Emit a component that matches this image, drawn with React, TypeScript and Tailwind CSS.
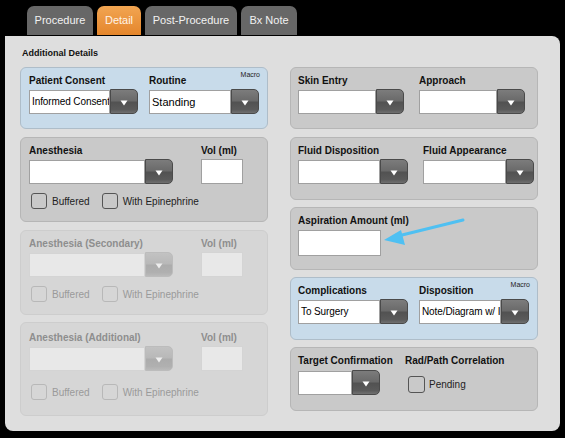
import React from "react";

const Arrow = ({ disabled }: { disabled?: boolean }) => (
  <svg width="8" height="6" viewBox="0 0 8 6" className="mt-[2px]">
    <path d="M0.5 0.5 L7.5 0.5 L4 5.5 Z" fill={disabled ? "#eeeeee" : "#ffffff"} />
  </svg>
);

const Select = ({
  w,
  text,
  disabled,
  small,
}: {
  w: string;
  text?: string;
  disabled?: boolean;
  small?: boolean;
}) => (
  <div className={`flex h-[25px] ${w}`}>
    <div
      className={
        disabled
          ? "flex-1 min-w-0 h-[24px] mt-[1px] bg-[#e8e8e8] border border-[#d4d4d4] overflow-hidden"
          : "flex-1 min-w-0 h-[24px] mt-[1px] bg-white border border-[#a0a0a0] overflow-hidden"
      }
    >
      <div
        className={`pl-[2px] leading-[22px] text-black whitespace-nowrap ${
          small ? "text-[10px] tracking-[-0.1px]" : "text-[11px]"
        }`}
      >
        {text}
      </div>
    </div>
    <div
      className={
        disabled
          ? "w-[28px] h-[25px] rounded-r-[5px] border border-[#bcbcbc] bg-[linear-gradient(to_bottom,#c2c2c2_0%,#b8b8b8_48%,#acacac_52%,#b0b0b0_85%,#bababa_100%)] flex items-center justify-center"
          : "w-[28px] h-[25px] rounded-r-[5px] border border-[#4a4a4a] bg-[linear-gradient(to_bottom,#7c7c7c_0%,#6a6a6a_46%,#525252_54%,#5a5a5a_85%,#707070_100%)] flex items-center justify-center"
      }
    >
      <Arrow disabled={disabled} />
    </div>
  </div>
);

const Label = ({ children, disabled }: { children: React.ReactNode; disabled?: boolean }) => (
  <div
    className={`text-[10px] leading-[13px] font-bold whitespace-nowrap ${
      disabled ? "text-[#8e8e8e]" : "text-[#111]"
    }`}
  >
    {children}
  </div>
);

const Check = ({ label, disabled }: { label: string; disabled?: boolean }) => (
  <div className="flex items-center">
    <div
      className={`w-[16px] h-[16px] rounded-[3px] border-[1.5px] ${
        disabled ? "border-[#b8b8b8]" : "border-[#555]"
      }`}
    />
    <span
      className={`ml-[5px] text-[10px] leading-[13px] ${
        disabled ? "text-[#9a9a9a]" : "text-[#222]"
      }`}
    >
      {label}
    </span>
  </div>
);

const Vol = ({ disabled }: { disabled?: boolean }) => (
  <div
    className={`w-[42px] h-[25px] ${
      disabled ? "bg-[#e8e8e8] border border-[#d4d4d4]" : "bg-white border border-[#a0a0a0]"
    }`}
  />
);

const GrayBox = ({
  children,
  h,
  disabled,
  blue,
  pt = "pt-[6px]",
  pl = "pl-[8px]",
}: {
  children: React.ReactNode;
  h: string;
  disabled?: boolean;
  blue?: boolean;
  pt?: string;
  pl?: string;
}) => (
  <div
    className={`relative ${h} ${pt} ${pl} rounded-[6px] border ${
      blue
        ? "bg-[#c8dbea] border-[#aebdc9]"
        : disabled
        ? "bg-[#d6d6d6] border-[#cdcdcd]"
        : "bg-[#c9c9c9] border-[#b6b6b6]"
    }`}
  >
    {children}
  </div>
);

const Macro = () => (
  <div className="absolute right-[7px] top-[3px] text-[7px] leading-[8px] text-[#222]">Macro</div>
);

const AnesBox = ({
  title,
  disabled,
  h,
  pt,
  checkMt,
}: {
  title: string;
  disabled?: boolean;
  h: string;
  pt: string;
  checkMt: string;
}) => (
  <GrayBox h={h} disabled={disabled} pt={pt}>
    <div className="flex">
      <div className="w-[144px]">
        <Label disabled={disabled}>{title}</Label>
        <div className="mt-[2px]">
          <Select w="w-[144px]" disabled={disabled} />
        </div>
      </div>
      <div className="ml-[28px]">
        <Label disabled={disabled}>Vol (ml)</Label>
        <div className="mt-[2px]">
          <Vol disabled={disabled} />
        </div>
      </div>
    </div>
    <div className={`flex ${checkMt} ml-[2px] gap-[12px]`}>
      <Check label="Buffered" disabled={disabled} />
      <Check label="With Epinephrine" disabled={disabled} />
    </div>
  </GrayBox>
);

const Tab = ({ label, active, w }: { label: string; active?: boolean; w: string }) => (
  <div
    className={`${w} h-[29px] rounded-t-[7px] flex items-center justify-center text-[11px] ${
      active
        ? "bg-[linear-gradient(to_bottom,#f2a552,#e4862c)] text-[#fff4e8]"
        : "bg-[#676767] text-[#f2f2f2]"
    }`}
  >
    {label}
  </div>
);

export default function App() {
  return (
    <div className="relative w-[565px] h-[438px] bg-black overflow-hidden font-['Liberation_Sans',Arial,sans-serif]">
      <div className="flex gap-[4px] pl-[27px] pt-[6px]">
        <Tab label="Procedure" w="w-[66px]" />
        <Tab label="Detail" active w="w-[44px]" />
        <Tab label="Post-Procedure" w="w-[92px]" />
        <Tab label="Bx Note" w="w-[56px]" />
      </div>
      <div className="ml-[5px] mt-[1px] w-[555px] h-[395px] bg-[#dedede] rounded-tr-[8px] rounded-b-[8px] pt-[10px] pl-[15px]">
        <div className="text-[9px] leading-[14px] font-bold text-[#111] ml-[2px]">
          Additional Details
        </div>
        <div className="mt-[7px] flex gap-[22px]">
          {/* left column */}
          <div className="w-[248px] flex flex-col">
            <GrayBox h="h-[62px]" blue>
              <Macro />
              <div className="flex gap-[11px]">
                <div>
                  <Label>Patient Consent</Label>
                  <div className="mt-[2px]">
                    <Select w="w-[109px]" text="Informed Consent" small />
                  </div>
                </div>
                <div>
                  <Label>Routine</Label>
                  <div className="mt-[2px]">
                    <Select w="w-[110px]" text="Standing" />
                  </div>
                </div>
              </div>
            </GrayBox>
            <div className="mt-[8px]">
              <AnesBox title="Anesthesia" h="h-[85px]" pt="pt-[6px]" checkMt="mt-[9px]" />
            </div>
            <div className="mt-[8px]">
              <AnesBox
                title="Anesthesia (Secondary)"
                disabled
                h="h-[85px]"
                pt="pt-[6px]"
                checkMt="mt-[9px]"
              />
            </div>
            <div className="mt-[7px]">
              <AnesBox
                title="Anesthesia (Additional)"
                disabled
                h="h-[94px]"
                pt="pt-[8px]"
                checkMt="mt-[13px]"
              />
            </div>
          </div>
          {/* right column */}
          <div className="w-[248px] flex flex-col">
            <GrayBox h="h-[62px]" pl="pl-[7px]">
              <div className="flex gap-[15px]">
                <div>
                  <Label>Skin Entry</Label>
                  <div className="mt-[2px]">
                    <Select w="w-[106px]" />
                  </div>
                </div>
                <div>
                  <Label>Approach</Label>
                  <div className="mt-[2px]">
                    <Select w="w-[106px]" />
                  </div>
                </div>
              </div>
            </GrayBox>
            <div className="mt-[8px]">
              <GrayBox h="h-[63px]" pl="pl-[7px]">
                <div className="flex gap-[15px]">
                  <div>
                    <Label>Fluid Disposition</Label>
                    <div className="mt-[2px]">
                      <Select w="w-[110px]" />
                    </div>
                  </div>
                  <div>
                    <Label>Fluid Appearance</Label>
                    <div className="mt-[2px]">
                      <Select w="w-[111px]" />
                    </div>
                  </div>
                </div>
              </GrayBox>
            </div>
            <div className="mt-[7px]">
              <GrayBox h="h-[63px]" pl="pl-[7px]">
                <Label>Aspiration Amount (ml)</Label>
                <div className="mt-[3px] w-[83px] h-[26px] bg-white border border-[#a0a0a0]" />
              </GrayBox>
            </div>
            <div className="mt-[7px]">
              <GrayBox h="h-[63px]" blue pl="pl-[7px]">
                <Macro />
                <div className="flex gap-[11px]">
                  <div>
                    <Label>Complications</Label>
                    <div className="mt-[2px]">
                      <Select w="w-[110px]" text="To Surgery" small />
                    </div>
                  </div>
                  <div>
                    <Label>Disposition</Label>
                    <div className="mt-[2px]">
                      <Select w="w-[110px]" text="Note/Diagram w/ Images" small />
                    </div>
                  </div>
                </div>
              </GrayBox>
            </div>
            <div className="mt-[7px]">
              <GrayBox h="h-[64px]" pl="pl-[7px]">
                <div className="flex gap-[15px]">
                  <div className="w-[92px]">
                    <Label>Target Confirmation</Label>
                    <div className="mt-[3px]">
                      <Select w="w-[82px]" />
                    </div>
                  </div>
                  <div>
                    <Label>Rad/Path Correlation</Label>
                    <div className="mt-[9px] ml-[3px] flex items-center">
                      <div className="w-[17px] h-[17px] rounded-[3px] border-[1.5px] border-[#555]" />
                      <span className="ml-[4px] text-[10px] leading-[13px] text-[#222]">Pending</span>
                    </div>
                  </div>
                </div>
              </GrayBox>
            </div>
          </div>
        </div>
      </div>
      {/* annotation arrow */}
      <svg
        className="absolute left-0 top-0 pointer-events-none"
        width="565"
        height="438"
        viewBox="0 0 565 438"
      >
        <line x1="463" y1="220" x2="398" y2="236" stroke="#4fc0f2" strokeWidth="3" strokeLinecap="round" />
        <path d="M384 240 L401 230 L405 245 Z" fill="#4fc0f2" />
      </svg>
    </div>
  );
}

============

Count the lines of the listing above that include the word "React" and state the total with nothing else.

_Output of the task_
4